Have a look at It might also be a good idea to have a look at iptables to secure other ports as well.


#3 2014-06-13 12:02:02

From: Connecticut, USA
Registered: 2009-11-09
Posts: 3,942

Re: LAMP hosting a web server security questions

gvenkat1994 wrote:

Also, can any person now access my root or home folders now that I'm hosting online? If they can, what security measures do I need to take?

No, the only files that can be accessed are the files served by the web server, which means "/srv/http".


#4 2014-07-19 23:10:54

From: UK
Registered: 2013-07-26
Posts: 100

Re: LAMP hosting a web server security questions

I'm not an expert however I am maintaining couple of servers and I follow some rules that allow at least to detect dodgy actions (therefore there is for sure better way of doing things, I just don't know it yet).

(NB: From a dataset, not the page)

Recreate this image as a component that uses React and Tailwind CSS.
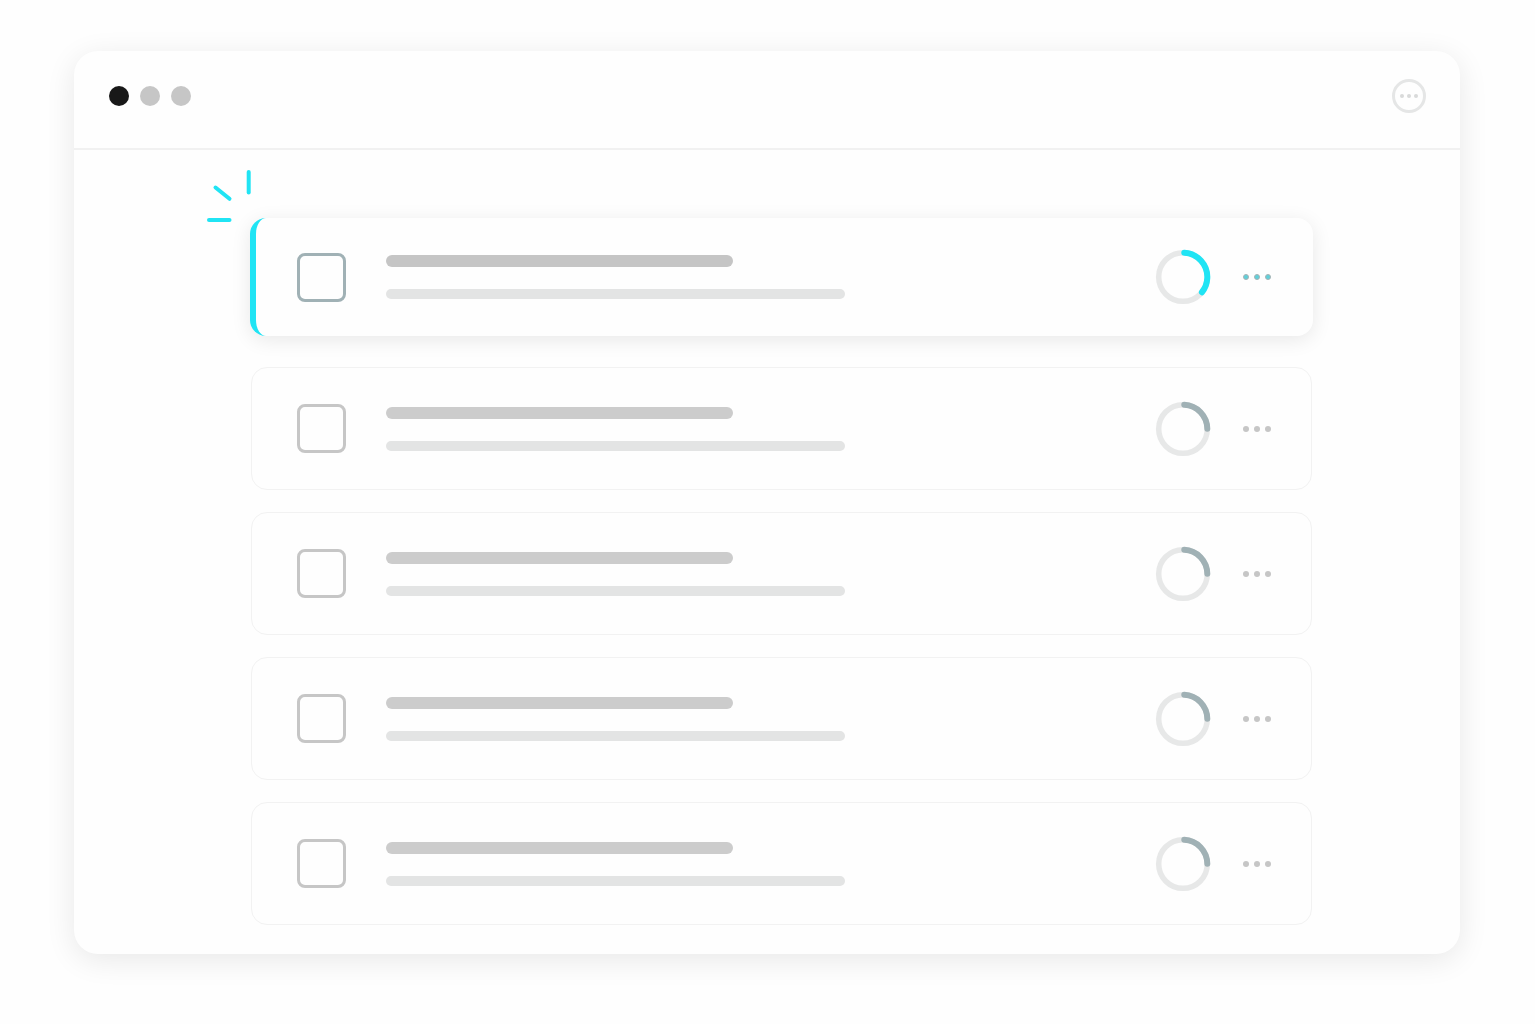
import React, { useState } from 'react'

const initialTasks = [
  { id: 1, progress: 36, active: true },
  { id: 2, progress: 25, active: false },
  { id: 3, progress: 25, active: false },
  { id: 4, progress: 25, active: false },
  { id: 5, progress: 25, active: false }
]

function ProgressRing({ value, active }) {
  return (
    <svg className="size-14 shrink-0" viewBox="0 0 56 56" fill="none" role="progressbar" aria-valuenow={value} aria-valuemin={0} aria-valuemax={100} aria-label="Task progress">
      <circle cx="28" cy="28" r="24.3" strokeWidth="5.5" className="stroke-[#e7e8e8]" />
      <circle
        cx="28"
        cy="28"
        r="24.3"
        strokeWidth="6"
        strokeLinecap="round"
        pathLength="100"
        strokeDasharray={`${value - 1} 200`}
        transform="rotate(-87 28 28)"
        className={active ? 'stroke-[#20e4f4]' : 'stroke-[#a0b1b5]'}
      />
    </svg>
  )
}

function MoreButton({ active }) {
  return (
    <button type="button" aria-label="Task options" className="flex gap-[5px] p-1 cursor-pointer">
      {[0, 1, 2].map((dot) => (
        <span key={dot} className={`size-1.5 rounded-full ${active ? 'bg-[#5fd0da] border border-[#a9b2b4]' : 'bg-[#c6c6c6]'}`}></span>
      ))}
    </button>
  )
}

function Spark() {
  return (
    <svg className="absolute -left-12 -top-[50px] w-14 h-14 stroke-[#20e4f4]" viewBox="0 0 56 56" fill="none" strokeWidth="4" strokeLinecap="round" aria-hidden="true">
      <path d="M46.7 4V24.5" />
      <path d="M13.5 19.5L27.5 30.8" />
      <path d="M7 52H27.5" />
    </svg>
  )
}

function TaskRow({ task, done, onToggle }) {
  const { active } = task

  return (
    <li className={active ? 'relative -mx-px mb-[9px]' : 'relative'}>
      {active && <Spark />}
      <div
        className={`flex items-center ${
          active
            ? 'h-[118px] pl-[41px] pr-[38px] rounded-2xl border-l-6 border-[#20e4f4] bg-[#fefefe] shadow-[0_4px_20px_rgba(0,0,0,0.09)]'
            : 'h-[123px] pl-[45px] pr-9 rounded-2xl border border-[#f2f2f2]'
        }`}
      >
        <input
          type="checkbox"
          aria-label={`Task ${task.id}`}
          checked={done}
          onChange={onToggle}
          className={`appearance-none shrink-0 size-[49px] rounded-lg border-3 cursor-pointer checked:bg-gray-200 ${active ? 'border-[#a0b1b5]' : 'border-[#c6c6c6]'}`}
        />

        {/* Title and description */}
        <div className="flex-1 min-w-0 ml-10 space-y-[22px]">
          <div className={`h-3 w-full max-w-[347px] rounded-full ${active ? 'bg-[#c5c5c5]' : 'bg-[#cccccc]'}`}></div>
          <div className="h-2.5 w-full max-w-[459px] rounded-full bg-[#e3e4e4]"></div>
        </div>

        <div className="flex items-center gap-7">
          <ProgressRing value={task.progress} active={active} />
          <MoreButton active={active} />
        </div>
      </div>
    </li>
  )
}

function App() {
  const [doneIds, setDoneIds] = useState([])

  const toggleTask = (id) => {
    setDoneIds((ids) => (ids.includes(id) ? ids.filter((i) => i !== id) : [...ids, id]))
  }

  return (
    <div className="min-h-screen bg-[#fefefe] pl-[74px] pr-[75px] pt-[51px] pb-[71px] font-['Inter',sans-serif]">
      <main className="rounded-3xl bg-[#fefefe] shadow-[0_6px_30px_rgba(0,0,0,0.09)]">
        {/* Title bar */}
        <header className="flex items-center justify-between pl-[35px] pr-[34px] pt-7 pb-[35px] border-b-2 border-[#f1f1f1]">
          <div className="flex gap-[11px]">
            <span className="size-5 rounded-full bg-[#181818]"></span>
            <span className="size-5 rounded-full bg-[#c6c6c6]"></span>
            <span className="size-5 rounded-full bg-[#c6c6c6]"></span>
          </div>
          <button type="button" aria-label="Window menu" className="size-[34px] rounded-full border-3 border-[#e5e6e6] flex items-center justify-center gap-[3px] cursor-pointer">
            <span className="size-1 rounded-full bg-[#d9dada]"></span>
            <span className="size-1 rounded-full bg-[#d9dada]"></span>
            <span className="size-1 rounded-full bg-[#d9dada]"></span>
          </button>
        </header>

        {/* Task list */}
        <ul className="flex flex-col gap-[22px] pl-[177px] pr-[148px] pt-[68px] pb-[29px]">
          {initialTasks.map((task) => (
            <TaskRow key={task.id} task={task} done={doneIds.includes(task.id)} onToggle={() => toggleTask(task.id)} />
          ))}
        </ul>
      </main>
    </div>
  )
}

export default App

First and most important be very careful what are you hosting on your server. Especially when it comes to any mysql/psql manipulation (sql injection attacks that may lead to your database being compromised and potential zero day vulnerabilities of your sql server exploited), uploading data by users (they may upload something dodgy and try to use flaws in your logic to execute it and then try to exploit zero day vulnerabilities of kernel to elevate their privileges level), posting stuff by users (XSS attacks). I'm hosting OpenCart on one of servers and generally I follow news feeds about eventual security holes of that system, I patch it each time new version is published and when I have time I learn how it's coded so I know where potential risks may be.

If I was you I would run web server in chrooted environment and I would make sure no task done by id involves root access (I'm personally using nginx for last couple of months and it's fairly easy to achieve). PHP should also be chrooted (quite fundamental since probably PHP will primarily be used to break in). Any password should be no less than 50 characters long and of course if you store database passwords in php files ensure proper access levels so they are not world-readable.

Mentioning world-readable folders - ensure folders structure of your www is as much strict as possible (so generally no executable flag on files, restricted umask, generally make everything you can read-only unless required by your web site). If your web site allows uploads from people or needs to write something on HDD then definitely I would try to isolate such folder as much as possible and probably I would mount separate resource with restrictions (ro, noexec, whatever-possible etc).

Generally if you keep your web site under version control then definitely it would be a good idea to check for changes every a while - just in case. Also read your logs every now and then - investigate anything suspicious (do not ignore things).

I will not mention firewall would probably be a good idea (I might be wrong but I'm quite sure iptables is by default included in bare bones installation, you just need to configure rules and enable service).